Der Neustifter Kirtag ist kein Volksfest, sondern eine Massensimulation von Bodenständigkeit. Der Neustifter Kirtag ist aber nicht nur eine Trachtenmesse für Gelegenheits-Tiroler, sondern auch ein sozialer Ausgleichsmechanismus: Hier trifft der alteingesessene Grinzinger Villenbesitzer auf die Floridsdorfer Familie, die extra mit dem 35A angereist ist. Beide eint die gleiche Erkenntnis: Lederhose zwickt überall.

Trotzdem: Es funktioniert. Für ein paar Tage glaubt der Wiener\: die Wienerin tatsächlich, er\: sie sei Teil einer jahrhundertealten Landtradition – bevor er\: sie montags wieder ins Büro hetzt, Latte Macchiato bestellt und über die „hinterwäldlerischen Österreicher“ lästert.

Denn: Solange die Lokalpolitiker Selfies posten, die Knöpfe krachen und der Sturm rinnt wie Hochwasser in Krems, glaubt die Stadt tatsächlich für 72 Stunden, sie sei „ursprünglich“.
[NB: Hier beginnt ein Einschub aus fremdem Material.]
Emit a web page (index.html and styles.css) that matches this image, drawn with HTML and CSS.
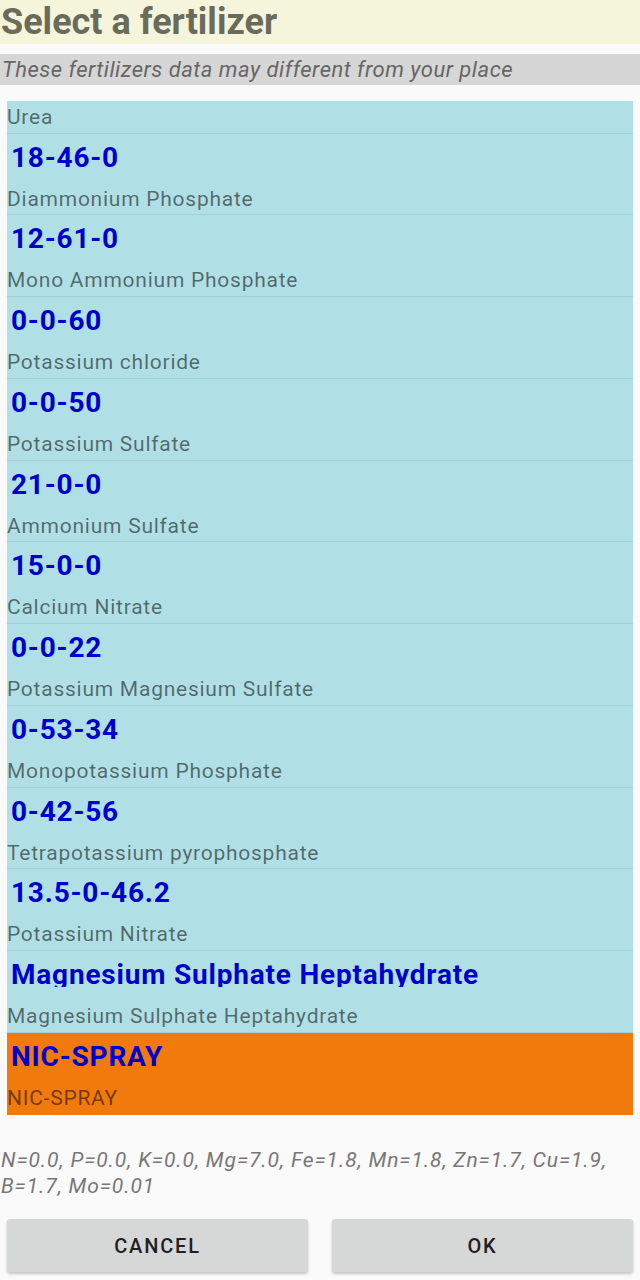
FILE: index.html
```html
<!DOCTYPE html>
<html>
<head>
<meta charset="utf-8">
<link rel="stylesheet" href="styles.css">
</head>
<body>
<div class="dialog">
  <div class="header"><h1 class="title">Select a fertilizer</h1></div>
  <div class="notice">These fertilizers data may different from your place</div>
  <div class="list">
    <div class="item partial"><div class="name">Urea</div></div>
    <div class="item"><div class="code">18-46-0</div><div class="name">Diammonium Phosphate</div></div>
    <div class="item"><div class="code">12-61-0</div><div class="name">Mono Ammonium Phosphate</div></div>
    <div class="item"><div class="code">0-0-60</div><div class="name">Potassium chloride</div></div>
    <div class="item"><div class="code">0-0-50</div><div class="name">Potassium Sulfate</div></div>
    <div class="item"><div class="code">21-0-0</div><div class="name">Ammonium Sulfate</div></div>
    <div class="item"><div class="code">15-0-0</div><div class="name">Calcium Nitrate</div></div>
    <div class="item"><div class="code">0-0-22</div><div class="name">Potassium Magnesium Sulfate</div></div>
    <div class="item"><div class="code">0-53-34</div><div class="name">Monopotassium Phosphate</div></div>
    <div class="item"><div class="code">0-42-56</div><div class="name">Tetrapotassium pyrophosphate</div></div>
    <div class="item"><div class="code">13.5-0-46.2</div><div class="name">Potassium Nitrate</div></div>
    <div class="item"><div class="code clipped">Magnesium Sulphate Heptahydrate</div><div class="name">Magnesium Sulphate Heptahydrate</div></div>
    <div class="item selected"><div class="code">NIC-SPRAY</div><div class="name">NIC-SPRAY</div></div>
  </div>
  <p class="details">N=0.0, P=0.0, K=0.0, Mg=7.0, Fe=1.8, Mn=1.8, Zn=1.7, Cu=1.9, B=1.7, Mo=0.01</p>
  <div class="buttons">
    <button class="btn">CANCEL</button>
    <button class="btn">OK</button>
  </div>
</div>
</body>
</html>
```
FILE: styles.css
```css
* { box-sizing: border-box; }
html, body { margin: 0; padding: 0; }
body {
  background: #fafafa;
  font-family: Roboto, "Liberation Sans", sans-serif;
  width: 640px;
  height: 1280px;
  overflow: hidden;
}
.header {
  background: #f5f5dc;
  height: 44px;
  overflow: hidden;
}
.title {
  margin: 0;
  padding: 0 0 0 1px;
  font-size: 36px;
  font-weight: 700;
  line-height: 44px;
  color: #6b6b5c;
}
.notice {
  margin-top: 10px;
  background: #d6d6d6;
  height: 31px;
  line-height: 31px;
  padding-left: 2px;
  font-size: 22px;
  letter-spacing: 0.5px;
  font-style: italic;
  color: #666666;
  white-space: nowrap;
}
.list {
  margin: 16px 7px 0 7px;
  height: 1014px;
  overflow: hidden;
  background: #b0e0e6;
}
.item {
  height: 81.75px;
  border-bottom: 1px solid rgba(0, 0, 0, 0.07);
}
.item.partial { height: 32.7px; }
.item.partial .name { padding-top: 3px; }
.item.selected { background: #f27a0c; border-bottom: none; }
.code {
  height: 36px;
  padding: 11px 0 0 4px;
  font-size: 28px;
  letter-spacing: 0.8px;
  font-weight: 700;
  line-height: 25px;
  color: #0000cd;
  white-space: nowrap;
}
.code.clipped { overflow: hidden; }
.name {
  padding-top: 16px;
  font-size: 21px;
  letter-spacing: 0.75px;
  line-height: 26px;
  color: rgba(0, 0, 0, 0.54);
  white-space: nowrap;
}
.details {
  margin: 32px 0 0 0;
  padding: 0 1px;
  font-size: 21px;
  letter-spacing: 0.9px;
  line-height: 26px;
  font-style: italic;
  color: #777777;
}
.buttons {
  margin: 20px 7px 0 7px;
  display: flex;
  gap: 24px;
}
.btn {
  flex: 1;
  height: 53px;
  border: none;
  border-radius: 3px;
  background: #d6d7d7;
  box-shadow: 0 2px 3px rgba(0, 0, 0, 0.22);
  font-family: Roboto, "Liberation Sans", sans-serif;
  font-weight: 500;
  font-size: 20px;
  letter-spacing: 1.8px;
  color: #1f1f1f;
}
```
Und so bleibt am Ende die große Frage: Ist der Neustifter Kirtag gelebte Wiener Tradition oder einfach nur eine Gelegenheit, ein paar Tage lang so zu tun, als hätte man irgendwo oberhalb der Baumgrenze seine Kindheit verbracht? Antwort: Wurscht. Hauptsache der Sturm rinnt.